C'est ce que dit Julian Assange, bien payé pour le savoir "Le Web s'est à tel point rapproché du monde réel que les deux sont désormais liés. Les lois du Web s'appliquent à la société civile. Ce qui se passe aujourd'hui est une occupation militaire de cet espace civil par les gouvernements occidentaux, et c'est très grave" (...) "Internet a été coopté par un complexe mêlant les espions, les militaires, les gouvernement et les prestataires privées pour devenir un outil de surveillance totalitaire" "Pas dans le sens de Staline, mais dans le sens où il est total. L'individu ne peut pas s'en extraire". "Ce qui se passe est un hold-up énorme, opéré par les gens qui ont déjà acquis le pouvoir".

Le propos est juste, sauf que tous les gouvernements occidentaux ne sont pas sur le même pied. Même si le Royaume Uni a montré à la suite des révélations d'Edward Snowden qu'avec ses propres services, il pouvait disposer d'une certaine autonomie (d'ailleurs totalement dévouée à l'Amérique) c'est le système américain, dit pour simplifier le complexe médiatico-politico-industriel américain que en tire presque exclusivement profit.

Matériels américains, logiciels, serveurs, GAFA (les Google et autres géants américains du net), industries et produits américains en bénéficient quasi exclusivement. De plus, les auteurs n'ont pas développé la question cruciale de l'espionnage et de la cyberguerre, pour qui les populations mondiales branchées sur Internet sont devenues des terrains de manœuvre quasi-exclusifs, ceci d'ailleurs le plus souvent avec leur participation. Les centaines de milliards investis ne visent pas seulement à permettre aux GAFA de faire du profit en vendant de la publicité. Les produits à vendre et les revenus pour les acheter sont limités. Ce qui fonde la démarche est la volonté d'une prise de pouvoir mondial. NSA, CIA, Google et autres Youtube y travaillent de concert.

Cette prise de pouvoir est assurée par une élite anglo-saxonne scientifique et économique, les fameux 1% versus 99% dénoncés par certaines manifestations d'Indignés, Indignés bien calmés d'ailleurs depuis, face aux différentes formes de répression qui s'abattent sur eux.

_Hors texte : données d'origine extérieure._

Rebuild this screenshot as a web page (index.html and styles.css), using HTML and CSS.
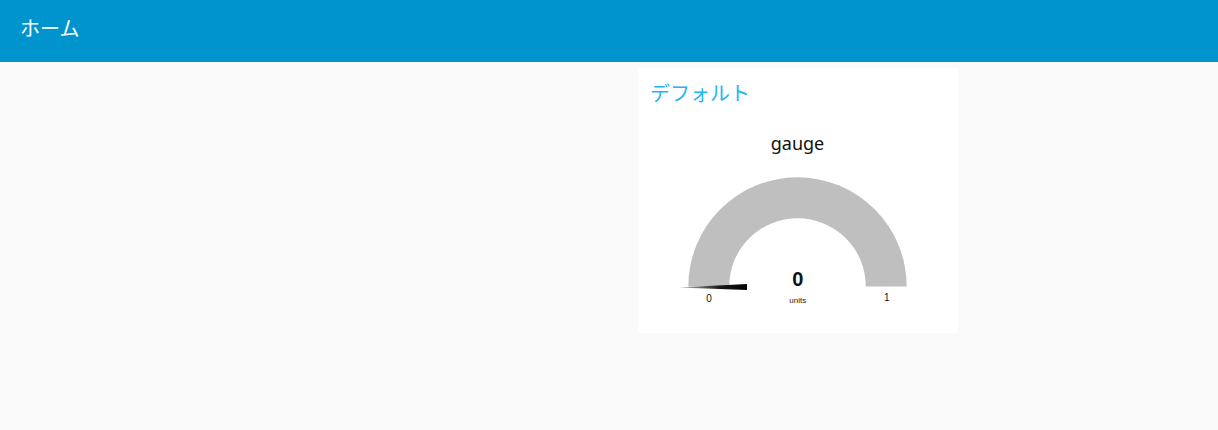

Bien plus, cette domination ne fait que commencer. Nous avons plusieurs fois montré ici qu'est en train de se matérialiser la vision d'un Ray Kurzweil (d'ailleurs recruté par Google) : l'émergence d'un cerveau artificiel, à la fois réparti et centralisé, qui deviendra la tête pensante du monde et dont nous serons au mieux, chacun, de simples neurones incapables de participer à l'élaboration d'un cortex supérieur.

Rassurez-vous, dira-t-on, les Chinois ne vont pas laisser les Américains dominer. Cela ne serait peut-être pas une bonne nouvelle pour nous, à supposer qu'ils le puissent. Mais nous sommes convaincus qu'empêtrés dans la lutte contre la pollution et le changement climatique, les Chinois seront incapables de réunir les trillions de dollars qui leur seraient désormais nécessaires pour présenter une alternative crédible au Système américain.

Le lecteur de cet article objectera que l'auteur du dit article a tort de se plaindre puisque le Système le laisse libre de vitupérer contre lui. Nous répondrons que si nous restons encore libre de vitupérer, c'est soit parce nous ne sommes pas assez connectés pour nous faire entendre, soit parce que le Système a besoin de quelques voix discordantes pour montrer sa grande tolérance.